2004-07-09 Thread Arnt Karlsen
On Fri, 9 Jul 2004 14:35:17 + (UTC), Martin wrote in message 
[EMAIL PROTECTED]:

 Arnt Karlsen wrote:
 
  ..2 factors:  how does these handle planet rotation, and, how
  accurate are these IMU's.
 
 Typical IMU's don't handle planet rotation at all because they never
 know _where_ on the planet they are located (you need to handle it
 different depending on which half of out earth you are sitting).

..makes sense, math 'n software job.

 Solid-state IMU's are not very accurate.

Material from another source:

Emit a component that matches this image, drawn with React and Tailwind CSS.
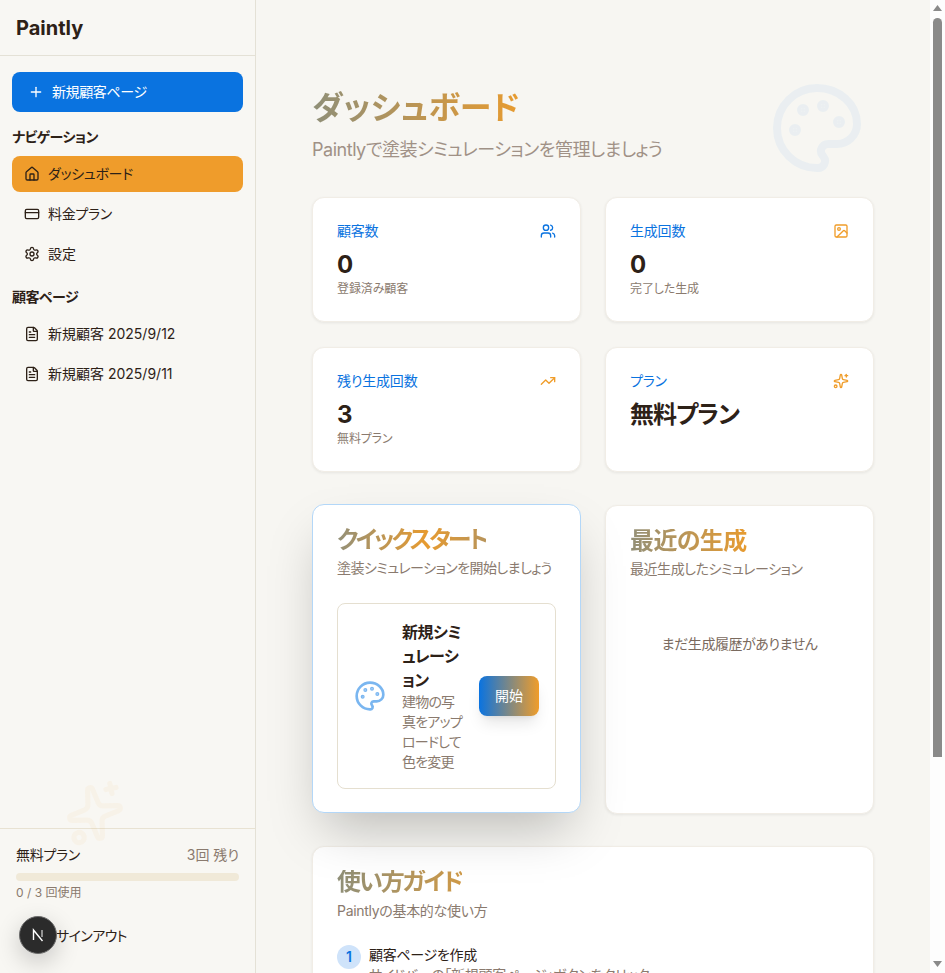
import React from "react";
import { Plus, House, CreditCard, Settings, FileText, Users, Image, TrendingUp, Sparkles, Palette } from "lucide-react";

function NavItem({ icon: Icon, label, active, tight }) {
  return (
    <a className={`flex h-9 items-center gap-2 rounded-lg px-3 text-sm text-[#2d2117] ${tight ? "tracking-[-0.3px]" : ""} ${active ? "bg-[#ef9c2b]" : ""}`}>
      <Icon size={16} strokeWidth={2} className="shrink-0" />
      <span>{label}</span>
    </a>
  );
}

function Stat({ title, value, note, icon: Icon, iconClass, valueClass }) {
  return (
    <div className="h-[125px] rounded-xl border border-[#f1ede6] bg-white px-6 pt-[23px] shadow-[0_1px_3px_rgba(0,0,0,0.07)]">
      <div className="flex items-center justify-between pb-[8px]">
        <span className="text-sm leading-5 tracking-[-0.2px] text-[#0a73e0]">{title}</span>
        <Icon size={16} className={iconClass} />
      </div>
      <div className={`text-2xl leading-8 font-bold text-[#2d2117] ${valueClass || ""}`}>{value}</div>
      {note && <div className="text-xs leading-4 tracking-[-0.1px] text-[#8a7a6e]">{note}</div>}
    </div>
  );
}

function Step({ n, title, desc }) {
  return (
    <div className="flex gap-2">
      <div className="flex size-6 shrink-0 items-center justify-center rounded-full bg-[#cfe3fa] text-sm font-semibold text-[#0a73e0]">{n}</div>
      <div>
        <div className="text-sm leading-5 tracking-[-0.3px] text-[#2d2117]">{title}</div>
        <div className="text-sm leading-5 tracking-[-0.3px] text-[#8a7a6e]">{desc}</div>
      </div>
    </div>
  );
}

function CardTitle({ children, className }) {
  return (
    <h2 className={`block w-fit bg-clip-text text-2xl leading-6 font-semibold text-transparent ${className}`}>{children}</h2>
  );
}

function ScrollBar() {
  return (
    <div className="sticky top-0 flex h-screen w-[15px] shrink-0 flex-col items-center bg-[#fdfdfd]">
      <svg width="9" height="6" viewBox="0 0 9 6" className="mt-[5px] shrink-0"><path d="M4.5 0L9 6H0Z" fill="#8a8a8a" /></svg>
      <div className="mt-[7px] h-[739px] w-[9px] shrink-0 rounded-t-full rounded-b-[4px] bg-[#8a8a8a]" />
      <svg width="9" height="6" viewBox="0 0 9 6" className="mt-[204px] shrink-0"><path d="M0 0H9L4.5 6Z" fill="#8a8a8a" /></svg>
    </div>
  );
}

export default function App() {
  return (
    <div className="flex min-h-screen bg-[#f7f6f2] font-['Inter','Noto_Sans_CJK_JP',sans-serif] [font-feature-settings:'palt']">
      <aside className="sticky top-0 flex h-screen w-64 shrink-0 flex-col border-r border-[#e4e1d6] bg-[#f8f7f3]">
        <div className="flex h-14 items-center border-b border-[#e4e1d6] px-4">
          <span className="text-xl font-bold text-[#2d2117]">Paintly</span>
        </div>
        <div className="flex flex-1 flex-col px-3 pt-4">
          <button className="flex h-10 items-center gap-2 rounded-lg bg-[#0a73e0] px-4 text-sm tracking-[-0.4px] text-white">
            <Plus size={16} />
            新規顧客ページ
          </button>
          <div className="mt-[15px] mb-[9px] text-sm leading-5 font-semibold tracking-[-0.5px] text-[#2d2117]">ナビゲーション</div>
          <nav className="flex flex-col gap-1">
            <NavItem icon={House} label="ダッシュボード" active tight />
            <NavItem icon={CreditCard} label="料金プラン" tight />
            <NavItem icon={Settings} label="設定" />
          </nav>
          <div className="mt-[15px] mb-[9px] text-sm leading-5 font-semibold tracking-[-0.5px] text-[#2d2117]">顧客ページ</div>
          <nav className="flex flex-col gap-1">
            <NavItem icon={FileText} label="新規顧客 2025/9/12" />
            <NavItem icon={FileText} label="新規顧客 2025/9/11" />
          </nav>
        </div>
        <div className="border-t border-[#e8e2d2] px-4 pt-4 pb-[17px]">
          <div className="flex items-center justify-between text-sm leading-5">
            <span className="tracking-[-0.3px] text-[#2d2117]">無料プラン</span>
            <span className="text-[#8a7a6e]">3回 残り</span>
          </div>
          <div className="mt-2 h-2 rounded-full bg-[#f0e9d8]" />
          <div className="mt-1 text-xs leading-4 text-[#8a7a6e]">0 / 3 回使用</div>
          <div className="mt-[15px] flex h-10 items-center pl-10 text-sm tracking-[-0.6px] text-[#2d2117]">サインアウト</div>
        </div>
        <Sparkles size={62} strokeWidth={2} className="absolute top-[782px] left-[64px] -rotate-12 text-[#f09d2a] opacity-[0.05]" />
      </aside>

      <main className="relative min-w-0 flex-1 px-14 pt-[85px] pb-14">
        <Palette size={96} strokeWidth={2} className="absolute top-[80px] left-[513px] text-[#0a73e0] opacity-[0.05]" />
        <h1 className="block w-fit bg-[linear-gradient(90deg,#8f8f78,#e79b30)] bg-clip-text text-[32px] leading-[46px] font-bold tracking-[0.3px] text-transparent">ダッシュボード</h1>
        <p className="mt-[7px] text-lg leading-6 tracking-[-0.47px] text-[#a09186]">Paintlyで塗装シミュレーションを管理しましょう</p>

        <div className="mt-[35px] grid grid-cols-2 gap-x-6 gap-y-[25px]">
          <Stat title="顧客数" value="0" note="登録済み顧客" icon={Users} iconClass="text-[#0a73e0]" />
          <Stat title="生成回数" value="0" note="完了した生成" icon={Image} iconClass="text-[#f09d2a]" />
          <Stat title="残り生成回数" value="3" note="無料プラン" icon={TrendingUp} iconClass="text-[#f09d2a]" />
          <Stat title="プラン" value="無料プラン" valueClass="tracking-[-1px]" icon={Sparkles} iconClass="text-[#f09d2a]" />
        </div>

        <div className="mt-[33px] grid grid-cols-2 gap-6">
          <section className="h-[309px] -translate-y-px rounded-xl border border-[#b3d7f8] bg-white px-6 pt-[23px] shadow-2xl">
            <CardTitle className="bg-[linear-gradient(90deg,#939078,#e79b30_60%,#b8945a)] tracking-[-2.9px]">クイックスタート</CardTitle>
            <p className="mt-[6px] text-sm leading-5 tracking-[-0.55px] text-[#8a7a6e]">塗装シミュレーションを開始しましょう</p>
            <div className="mt-[25px] flex items-center gap-4 rounded-lg border border-[#e5dfd0] p-4">
              <Palette size={32} className="shrink-0 text-[#7ab6f0]" />
              <div className="min-w-0 flex-1 [line-break:anywhere]">
                <div className="text-base leading-6 font-semibold tracking-[-0.5px] text-[#2d2117]">新規シミュレーション</div>
                <div className="text-sm leading-5 tracking-[-0.8px] text-[#8a7a6e]">建物の写真をアップロードして色を変更</div>
              </div>
              <button className="h-10 w-[60px] shrink-0 rounded-lg bg-[linear-gradient(90deg,#0a73e0,#f09d2a)] text-sm text-white shadow-lg">開始</button>
            </div>
          </section>
          <section className="h-[309px] rounded-xl border border-[#f1ede6] bg-white px-6 pt-[23px] shadow-[0_1px_3px_rgba(0,0,0,0.07)]">
            <CardTitle className="bg-[linear-gradient(90deg,#939078,#e79b30)] tracking-[-0.6px]">最近の生成</CardTitle>
            <p className="mt-[6px] text-sm leading-5 tracking-[-0.45px] text-[#8a7a6e]">最近生成したシミュレーション</p>
            <p className="pt-[55px] text-center text-sm leading-5 tracking-[-0.45px] text-[#7a6a5e]">まだ生成履歴がありません</p>
          </section>
        </div>

        <section className="mt-[32px] rounded-xl border border-[#f1ede6] bg-white px-6 pt-[23px] pb-6 shadow-[0_1px_3px_rgba(0,0,0,0.07)]">
          <CardTitle className="bg-[linear-gradient(90deg,#8f8f78,#cf9a48)] tracking-[-2px]">使い方ガイド</CardTitle>
          <p className="mt-[7px] text-sm leading-5 tracking-[-0.3px] text-[#8a7a6e]">Paintlyの基本的な使い方</p>
          <div className="mt-6 flex flex-col gap-4">
            <Step n="1" title="顧客ページを作成" desc="サイドバーの「新規顧客ページ」ボタンをクリック" />
            <Step n="2" title="建物の写真をアップロード" desc="塗装したい建物の写真を選択" />
            <Step n="3" title="色を選択" desc="希望の塗料カラーを選択" />
            <Step n="4" title="シミュレーションを生成" desc="生成された画像を確認して保存" />
          </div>
        </section>
      </main>

      <ScrollBar />

      <div className="fixed top-[916px] left-[19px] flex size-[38px] items-center justify-center rounded-full border border-[#6b6b6b] bg-[#2b2b2b] shadow-[0_8px_24px_rgba(0,0,0,0.2)]">
        <svg width="16" height="16" viewBox="0 0 16 16" fill="none">
          <path d="M3.5 13V3L12.5 14" stroke="white" strokeWidth="1.4" />
          <path d="M12 3V10" stroke="white" strokeOpacity="0.7" strokeWidth="1.4" />
        </svg>
      </div>
    </div>
  );
}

As long as you have external
 references, like a camera picture, you are able to keep bank and
 attitude and navigate over short distances with a cheap solid-state
 IMU. For a flight over a long distance you have to readjust them like
 you do with the old, well known gyroscopes because the signal noise is
 too much to be used for accurate differentiation,

..true, and IMU's makes up only part of the navigation input. 

..Mat's mouse drilled-ball-stick makes sense here, it needs a 
wee springloaded weight sliding on the stick, and say a sliding 
potmeter to report the weight's position along the stick.

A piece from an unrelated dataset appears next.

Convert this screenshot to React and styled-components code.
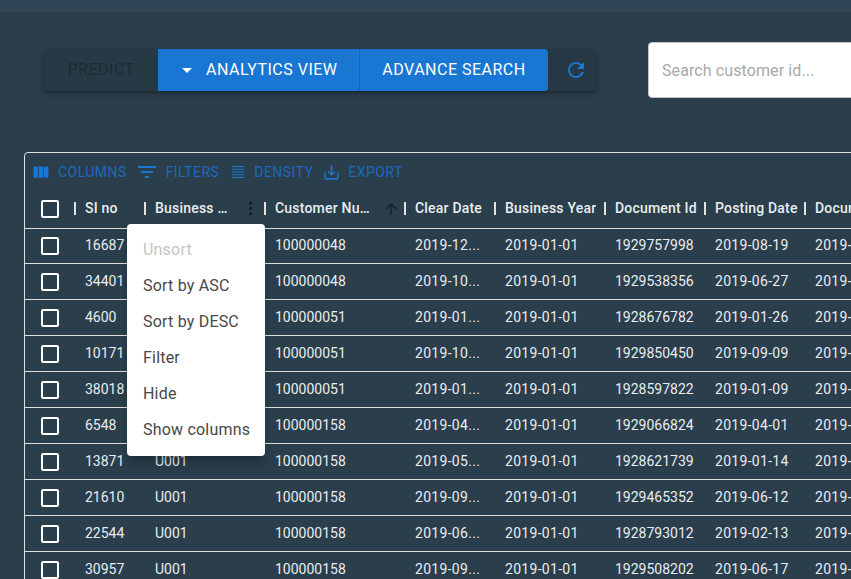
import React from 'react';
import styled, { createGlobalStyle } from 'styled-components';

const GlobalStyle = createGlobalStyle`
  html, body {
    margin: 0;
    height: 100%;
    overflow: hidden;
    background-color: #2a3e4c;
    font-family: Roboto, "Liberation Sans", Arial, sans-serif;
  }
`;

const Page = styled.div`
  width: 851px;
  height: 579px;
  overflow: hidden;
  background-color: #2a3e4c;
`;

const TopBar = styled.div`
  height: 12px;
  background-color: #2f4454;
`;

const Controls = styled.div`
  display: flex;
  align-items: center;
  margin-top: 30px;
  padding-left: 44px;
  height: 56px;
`;

const ButtonGroup = styled.div`
  display: flex;
  height: 42px;
  border-radius: 4px;
  background-color: #273945;
  box-shadow: 0 3px 3px -2px rgba(0, 0, 0, 0.2), 0 3px 4px rgba(0, 0, 0, 0.14), 0 1px 8px rgba(0, 0, 0, 0.12);
`;

const GroupButton = styled.button`
  display: flex;
  align-items: center;
  justify-content: ${(p) => (p.$center ? 'center' : 'flex-start')};
  width: ${(p) => p.$width}px;
  height: 42px;
  padding: 0;
  padding-left: ${(p) => p.$pad || 0}px;
  border: 0;
  border-right: ${(p) => (p.$divider ? '1px solid #1565c0' : '0')};
  border-radius: ${(p) => p.$radius || '0'};
  background-color: ${(p) => (p.$muted ? '#273945' : '#1976d2')};
  color: ${(p) => (p.$muted ? 'rgba(0, 0, 0, 0.26)' : '#fff')};
  font-family: Roboto, sans-serif;
  font-size: 16px;
  letter-spacing: 0.5px;
  line-height: 1;
  box-sizing: border-box;
`;

const CaretIcon = styled.svg`
  width: 24px;
  height: 24px;
  margin-right: 7px;
  fill: #fff;
`;

const RefreshIcon = styled.svg`
  width: 24px;
  height: 24px;
  fill: #1976d2;
`;

const SearchBox = styled.div`
  display: flex;
  align-items: center;
  flex: 1;
  margin-left: 52px;
  margin-right: -8px;
  height: 56px;
  padding-left: 13px;
  background-color: #fff;
  border: 1px solid #c4c4c4;
  border-radius: 4px;
  box-sizing: border-box;
  color: #a9a9a9;
  font-size: 16px;
  letter-spacing: 0.1px;
`;

const Grid = styled.div`
  width: 900px;
  margin-top: 54px;
  margin-left: 24px;
  position: relative;
  border: 1px solid #e0e0e0;
  border-radius: 4px;
  box-sizing: border-box;
`;

const Toolbar = styled.div`
  display: flex;
  align-items: center;
  height: 37px;
  padding: 1px 0 0 5px;
  box-sizing: border-box;
`;

const ToolbarItem = styled.div`
  display: flex;
  align-items: center;
  margin-right: ${(p) => p.$after}px;
  color: #1c68c0;
  font-size: 14px;
  letter-spacing: 0.45px;
`;

const ToolbarIcon = styled.svg`
  width: ${(p) => p.$size}px;
  height: ${(p) => p.$size}px;
  margin-right: ${(p) => p.$gap}px;
  fill: #1976d2;
`;

const Row = styled.div`
  display: grid;
  grid-template-columns: 50px 70px 120px 140px 90px 110px 100px 100px 120px;
  height: ${(p) => p.$height}px;
  border-bottom: 1px solid #e0e0e0;
  box-sizing: border-box;
`;

const Cell = styled.div`
  display: flex;
  align-items: center;
  padding: 0 0 ${(p) => p.$lift}px 10px;
  overflow: hidden;
  color: #e9edf0;
  font-size: 14px;
  letter-spacing: ${(p) => (p.$date ? '0.3px' : '0')};
  white-space: nowrap;
`;

const CheckCell = styled.div`
  display: flex;
  align-items: center;
  justify-content: center;
`;

const Checkbox = styled.span`
  width: 14px;
  height: 14px;
  border: 2px solid #fff;
  border-radius: 2px;
`;

const HeaderCell = styled.div`
  display: flex;
  align-items: center;
  min-width: 0;
  padding: 0 0 2px 10px;
  position: relative;
  color: #e9edf0;
  font-size: 14px;
  font-weight: 500;
  letter-spacing: 0.2px;
  white-space: nowrap;
  &::before {
    content: '';
    position: absolute;
    left: -1px;
    top: 12px;
    width: 2px;
    height: 13px;
    background-color: #e0e0e0;
  }
`;

const HeaderLabel = styled.span`
  flex: 0 1 auto;
  max-width: ${(p) => p.$max || 110}px;
  overflow: hidden;
  text-overflow: ellipsis;
`;

const MenuDots = styled.svg`
  position: absolute;
  right: 4px;
  top: 8px;
  width: 21px;
  height: 21px;
  fill: #15222c;
`;

const SortArrow = styled.svg`
  position: absolute;
  right: 5px;
  top: 10px;
  width: 18px;
  height: 18px;
  fill: #15222c;
`;

const Menu = styled.ul`
  position: absolute;
  left: 102px;
  top: 71px;
  width: 138px;
  height: 232px;
  margin: 0;
  padding: 7px 0 0;
  list-style: none;
  background-color: #fff;
  border-radius: 4px;
  box-sizing: border-box;
  box-shadow: 0 5px 5px -3px rgba(0, 0, 0, 0.2), 0 8px 10px 1px rgba(0, 0, 0, 0.14);
`;

const MenuItem = styled.li`
  display: flex;
  align-items: center;
  height: 36px;
  padding-left: 16px;
  color: ${(p) => (p.$disabled ? '#c4c4c4' : '#484848')};
  font-size: 16px;
  letter-spacing: 0.2px;
`;

const columns = [
  { label: 'SI no' },
  { label: 'Business Code', max: 75, menu: true },
  { label: 'Customer Number', max: 98, sort: true },
  { label: 'Clear Date' },
  { label: 'Business Year' },
  { label: 'Document Id' },
  { label: 'Posting Date' },
  { label: 'Document Create Date' },
];

const rows = [
  ['16687', 'U001', '100000048', '2019-12...', '2019-01-01', '1929757998', '2019-08-19'],
  ['34401', 'U001', '100000048', '2019-10...', '2019-01-01', '1929538356', '2019-06-27'],
  ['4600', 'U001', '100000051', '2019-01...', '2019-01-01', '1928676782', '2019-01-26'],
  ['10171', 'U001', '100000051', '2019-10...', '2019-01-01', '1929850450', '2019-09-09'],
  ['38018', 'U001', '100000051', '2019-01...', '2019-01-01', '1928597822', '2019-01-09'],
  ['6548', 'U001', '100000158', '2019-04...', '2019-01-01', '1929066824', '2019-04-01'],
  ['13871', 'U001', '100000158', '2019-05...', '2019-01-01', '1928621739', '2019-01-14'],
  ['21610', 'U001', '100000158', '2019-09...', '2019-01-01', '1929465352', '2019-06-12'],
  ['22544', 'U001', '100000158', '2019-06...', '2019-01-01', '1928793012', '2019-02-13'],
  ['30957', 'U001', '100000158', '2019-09...', '2019-01-01', '1929508202', '2019-06-17'],
];

const dateColumns = [3, 4, 6];

const menuItems = ['Unsort', 'Sort by ASC', 'Sort by DESC', 'Filter', 'Hide', 'Show columns'];

const toolbarItems = [
  { label: 'COLUMNS', size: 21, gap: 7, after: 8, box: '0 0 24 24', d: 'M10 18h5V5h-5v13zm-6 0h5V5H4v13zM16 5v13h5V5h-5z' },
  { label: 'FILTERS', size: 24, gap: 7, after: 13, box: '0 0 24 24', d: 'M10 18h4v-2h-4v2zM3 6v2h18V6H3zm3 7h12v-2H6v2z' },
  { label: 'DENSITY', size: 12, gap: 10, after: 9, box: '0 0 12 12', d: 'M0 0h12v1H0zM0 2.75h12v1H0zM0 5.5h12v1H0zM0 8.25h12v1H0zM0 11h12v1H0z' },
  { label: 'EXPORT', size: 19, gap: 7, after: 0, box: '0 0 24 24', d: 'M19 12v7H5v-7H3v7c0 1.1.9 2 2 2h14c1.1 0 2-.9 2-2v-7h-2zm-6 .67l2.59-2.58L17 11.5l-5 5-5-5 1.41-1.41L11 12.67V3h2z' },
];

const App = () => {
  return (
    <Page>
      <GlobalStyle />
      <TopBar />
      <Controls>
        <ButtonGroup>
          <GroupButton $muted $center $width={114} $radius="4px 0 0 4px">PREDICT</GroupButton>
          <GroupButton $width={202} $pad={17} $divider>
            <CaretIcon viewBox="0 0 24 24"><path d="M7 10l5 5 5-5z" /></CaretIcon>
            ANALYTICS VIEW
          </GroupButton>
          <GroupButton $center $width={188} $radius="0 4px 4px 0">ADVANCE SEARCH</GroupButton>
          <GroupButton $muted $center $width={48} $pad={8} $radius="0 4px 4px 0">
            <RefreshIcon viewBox="0 0 24 24">
              <path d="M17.65 6.35C16.2 4.9 14.21 4 12 4c-4.42 0-7.99 3.58-7.99 8s3.57 8 7.99 8c3.73 0 6.84-2.55 7.73-6h-2.08c-.82 2.33-3.04 4-5.65 4-3.31 0-6-2.69-6-6s2.69-6 6-6c1.66 0 3.14.69 4.22 1.78L13 11h7V4l-2.35 2.35z" />
            </RefreshIcon>
          </GroupButton>
        </ButtonGroup>
        <SearchBox>Search customer id...</SearchBox>
      </Controls>
      <Grid>
        <Toolbar>
          {toolbarItems.map((item) => (
            <ToolbarItem key={item.label} $after={item.after}>
              <ToolbarIcon viewBox={item.box} $size={item.size} $gap={item.gap}><path d={item.d} /></ToolbarIcon>
              {item.label}
            </ToolbarItem>
          ))}
        </Toolbar>
        <Row $height={39}>
          <CheckCell><Checkbox /></CheckCell>
          {columns.map((col) => (
            <HeaderCell key={col.label}>
              <HeaderLabel $max={col.max}>{col.label}</HeaderLabel>
              {col.menu && (
                <MenuDots viewBox="0 0 24 24">
                  <path d="M12 8c1.1 0 2-.9 2-2s-.9-2-2-2-2 .9-2 2 .9 2 2 2zm0 2c-1.1 0-2 .9-2 2s.9 2 2 2 2-.9 2-2-.9-2-2-2zm0 6c-1.1 0-2 .9-2 2s.9 2 2 2 2-.9 2-2-.9-2-2-2z" />
                </MenuDots>
              )}
              {col.sort && (
                <SortArrow viewBox="0 0 24 24">
                  <path d="M4 12l1.41 1.41L11 7.83V20h2V7.83l5.58 5.59L20 12l-8-8-8 8z" />
                </SortArrow>
              )}
            </HeaderCell>
          ))}
        </Row>
        {rows.map((row, r) => (
          <Row key={row[0]} $height={r === 0 ? 35 : 36}>
            <CheckCell><Checkbox /></CheckCell>
            {row.map((value, i) => (
              <Cell key={i} $date={dateColumns.includes(i)} $lift={r === 0 ? 2 : 1}>{value}</Cell>
            ))}
            <Cell $date $lift={r === 0 ? 2 : 1}>2019-08-19</Cell>
          </Row>
        ))}
        <Menu>
          {menuItems.map((item, i) => (
            <MenuItem key={item} $disabled={i === 0}>{item}</MenuItem>
          ))}
        </Menu>
      </Grid>
    </Page>
  );
};

export default App;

..the parked plane sees 1 G, dropping vertical.  Good calibration 
may even help it tell the latitude, by comparing it with known mass
forces and the observed planet spin force offsets.  ;-)

..an hacked up rodent also provides AOA, yaw etc vane circuitry, 
simply stick the mouse roller spoke wheel onto the vane axle and 
put the diodes around the wheel, and plug 'n play.

-- 
..med vennlig hilsen = with Kind Regards from Arnt... ;-)
...with a number of polar bear hunters in his ancestry...
  Scenarios always come in sets of three: 
  best case, worst case, and just in case.